Now, plants line the short walls of this portal onto Arsenal Street, this open-air window overlooking Tower Grove Park with its ancient groves and running feet. Herbs and succulents, ornamentals and medicinals create an oasis, especially in combination with bright hanging bells from India, bamboo and brass wind chimes, and the hand-fashioned copper dancer who turns strong pirouettes in the slightest breeze, his outstretched hand brushing a geranium with every spin. Beside the front door, a painted concrete Green Man looks softer than most of his kind. Beneath his leaves hangs a piece of brown and black pottery—a resting place for outgoing mail—created by our ceramicist son. It looks like an enormous holy water font. Colorful Tibetan prayer flags hang above the top of the stairs, waving welcome home.

Our old wicker chairs fit perfectly into three of the porch’s corners. These weathered relics of another place, another life, serve us like the worn-out stalwarts they are, offering up space to sit and share thoughts and insights, joys and anxieties, or to simply listen to the constant whoosh of traffic, the occasional chorus of raised voices not our own. Here is where my husband and I often sit to read and write. This is the spot from which our young grandson marvels at city buses and extension-leashed dogs. This compact porch, where the stroller springs up from its flat position and our own dog strains at his bright blue harness and red leash, is the stage from which our first St. Louis jack-o-lanterns greeted the world, and a few hopeful trick-or-treaters approached to see what we had to offer.

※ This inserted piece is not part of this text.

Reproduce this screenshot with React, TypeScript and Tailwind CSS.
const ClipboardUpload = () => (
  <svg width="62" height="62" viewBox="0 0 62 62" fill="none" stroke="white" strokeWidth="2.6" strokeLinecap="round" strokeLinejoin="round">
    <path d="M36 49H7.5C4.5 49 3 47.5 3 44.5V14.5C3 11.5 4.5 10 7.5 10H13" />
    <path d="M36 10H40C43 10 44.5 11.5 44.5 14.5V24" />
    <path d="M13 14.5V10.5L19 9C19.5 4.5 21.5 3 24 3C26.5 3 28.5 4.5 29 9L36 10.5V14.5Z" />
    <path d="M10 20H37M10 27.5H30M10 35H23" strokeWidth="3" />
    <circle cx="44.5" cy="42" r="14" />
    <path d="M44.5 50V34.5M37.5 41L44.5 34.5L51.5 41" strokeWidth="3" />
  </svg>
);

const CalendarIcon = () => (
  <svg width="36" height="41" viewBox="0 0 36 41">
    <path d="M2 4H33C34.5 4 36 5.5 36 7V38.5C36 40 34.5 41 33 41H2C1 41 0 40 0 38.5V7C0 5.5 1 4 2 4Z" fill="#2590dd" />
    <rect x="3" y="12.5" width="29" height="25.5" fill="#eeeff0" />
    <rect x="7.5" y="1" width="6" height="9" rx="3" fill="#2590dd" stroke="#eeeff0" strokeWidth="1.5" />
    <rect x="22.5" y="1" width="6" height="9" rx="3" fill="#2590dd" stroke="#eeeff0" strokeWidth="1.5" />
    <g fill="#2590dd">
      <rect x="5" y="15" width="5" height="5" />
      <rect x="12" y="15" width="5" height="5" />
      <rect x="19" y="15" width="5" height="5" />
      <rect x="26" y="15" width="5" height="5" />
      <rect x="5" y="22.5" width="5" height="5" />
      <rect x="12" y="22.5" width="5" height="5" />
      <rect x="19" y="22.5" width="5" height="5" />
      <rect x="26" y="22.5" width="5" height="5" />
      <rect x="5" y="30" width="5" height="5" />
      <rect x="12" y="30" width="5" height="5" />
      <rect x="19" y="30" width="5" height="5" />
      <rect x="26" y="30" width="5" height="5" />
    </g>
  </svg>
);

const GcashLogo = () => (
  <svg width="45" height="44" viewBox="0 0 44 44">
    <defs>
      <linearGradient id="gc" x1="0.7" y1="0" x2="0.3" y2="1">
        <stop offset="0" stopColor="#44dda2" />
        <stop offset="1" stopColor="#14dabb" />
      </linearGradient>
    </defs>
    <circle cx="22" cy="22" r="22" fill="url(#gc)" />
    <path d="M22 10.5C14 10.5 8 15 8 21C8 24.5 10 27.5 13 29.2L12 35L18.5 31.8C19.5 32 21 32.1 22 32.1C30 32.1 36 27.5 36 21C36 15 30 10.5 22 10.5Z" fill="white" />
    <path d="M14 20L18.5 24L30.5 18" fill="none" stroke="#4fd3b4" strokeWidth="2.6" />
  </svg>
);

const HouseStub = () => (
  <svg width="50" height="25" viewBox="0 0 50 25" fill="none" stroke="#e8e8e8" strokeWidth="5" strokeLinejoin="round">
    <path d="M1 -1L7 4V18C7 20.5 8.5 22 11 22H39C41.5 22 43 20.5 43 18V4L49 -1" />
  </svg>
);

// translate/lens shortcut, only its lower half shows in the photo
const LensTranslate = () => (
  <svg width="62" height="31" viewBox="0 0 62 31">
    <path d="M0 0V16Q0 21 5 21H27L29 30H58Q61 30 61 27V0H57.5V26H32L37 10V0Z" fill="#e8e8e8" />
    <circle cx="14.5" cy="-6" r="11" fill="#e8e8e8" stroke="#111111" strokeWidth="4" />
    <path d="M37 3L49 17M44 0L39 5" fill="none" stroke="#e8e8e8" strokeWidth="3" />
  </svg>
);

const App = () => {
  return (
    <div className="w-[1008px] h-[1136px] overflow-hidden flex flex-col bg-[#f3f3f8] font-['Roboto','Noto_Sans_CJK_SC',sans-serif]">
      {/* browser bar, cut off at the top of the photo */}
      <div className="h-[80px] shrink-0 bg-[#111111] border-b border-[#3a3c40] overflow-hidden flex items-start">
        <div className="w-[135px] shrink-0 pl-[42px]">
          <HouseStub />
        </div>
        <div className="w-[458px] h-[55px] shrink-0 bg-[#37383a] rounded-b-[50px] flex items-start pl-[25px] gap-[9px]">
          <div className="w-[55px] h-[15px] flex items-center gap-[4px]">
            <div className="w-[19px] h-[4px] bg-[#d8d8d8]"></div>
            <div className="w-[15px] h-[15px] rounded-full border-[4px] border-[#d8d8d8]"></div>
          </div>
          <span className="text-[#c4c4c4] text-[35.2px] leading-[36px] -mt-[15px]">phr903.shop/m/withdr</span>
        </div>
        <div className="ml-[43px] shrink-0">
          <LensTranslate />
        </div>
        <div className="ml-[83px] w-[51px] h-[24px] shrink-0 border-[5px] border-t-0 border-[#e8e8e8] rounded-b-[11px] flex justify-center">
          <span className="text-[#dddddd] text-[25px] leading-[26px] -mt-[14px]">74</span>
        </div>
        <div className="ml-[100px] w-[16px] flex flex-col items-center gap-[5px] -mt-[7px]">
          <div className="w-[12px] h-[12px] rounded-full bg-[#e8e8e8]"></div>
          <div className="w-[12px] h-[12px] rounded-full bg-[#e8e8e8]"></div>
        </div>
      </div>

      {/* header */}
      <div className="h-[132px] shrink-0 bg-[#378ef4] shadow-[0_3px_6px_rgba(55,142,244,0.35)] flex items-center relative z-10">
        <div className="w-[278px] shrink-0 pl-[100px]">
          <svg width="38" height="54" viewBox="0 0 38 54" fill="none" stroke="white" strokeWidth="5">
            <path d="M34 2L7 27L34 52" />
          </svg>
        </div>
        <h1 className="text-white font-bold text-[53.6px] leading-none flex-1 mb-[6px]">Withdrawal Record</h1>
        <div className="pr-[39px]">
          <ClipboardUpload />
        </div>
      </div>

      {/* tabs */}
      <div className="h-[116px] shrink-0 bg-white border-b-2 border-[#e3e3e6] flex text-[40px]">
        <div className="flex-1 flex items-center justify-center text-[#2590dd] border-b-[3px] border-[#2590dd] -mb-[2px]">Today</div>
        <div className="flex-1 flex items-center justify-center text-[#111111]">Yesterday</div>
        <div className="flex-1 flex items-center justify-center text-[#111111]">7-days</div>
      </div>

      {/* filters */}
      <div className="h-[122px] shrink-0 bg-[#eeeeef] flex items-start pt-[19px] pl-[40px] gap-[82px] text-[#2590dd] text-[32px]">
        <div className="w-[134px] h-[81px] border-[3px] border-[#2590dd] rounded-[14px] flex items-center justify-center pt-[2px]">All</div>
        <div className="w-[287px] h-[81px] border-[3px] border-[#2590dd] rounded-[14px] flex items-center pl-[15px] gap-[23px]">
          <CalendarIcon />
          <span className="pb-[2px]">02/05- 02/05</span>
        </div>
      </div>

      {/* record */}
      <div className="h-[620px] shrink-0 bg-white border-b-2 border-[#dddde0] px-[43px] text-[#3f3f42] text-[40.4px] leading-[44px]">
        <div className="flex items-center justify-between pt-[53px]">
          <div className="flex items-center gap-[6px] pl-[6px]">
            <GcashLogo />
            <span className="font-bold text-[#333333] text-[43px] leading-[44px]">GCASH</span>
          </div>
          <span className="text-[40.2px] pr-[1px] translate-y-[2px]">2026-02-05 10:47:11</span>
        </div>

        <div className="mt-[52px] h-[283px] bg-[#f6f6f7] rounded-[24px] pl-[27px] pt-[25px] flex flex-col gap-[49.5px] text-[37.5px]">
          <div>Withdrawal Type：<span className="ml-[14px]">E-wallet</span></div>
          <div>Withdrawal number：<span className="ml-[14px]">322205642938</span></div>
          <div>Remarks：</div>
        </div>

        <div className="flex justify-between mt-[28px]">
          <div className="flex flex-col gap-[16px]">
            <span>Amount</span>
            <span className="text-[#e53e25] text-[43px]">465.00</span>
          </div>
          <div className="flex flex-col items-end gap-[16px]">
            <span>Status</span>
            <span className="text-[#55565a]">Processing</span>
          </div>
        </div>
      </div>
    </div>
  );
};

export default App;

As grown children from far away have come and gone throughout the summer and fall months, I have stood on that mosaic flower, kissing and crying hellos and goodbyes. This tiny outdoor room, the first that felt like home, has supported our tenuous new roots, nourishing our spirits while our house has become livable and our bodies and souls have settled. It is a brick and tile garden, with its single bold blossom withstanding the elements in colorful perfection, an enduring reminder of why we are here.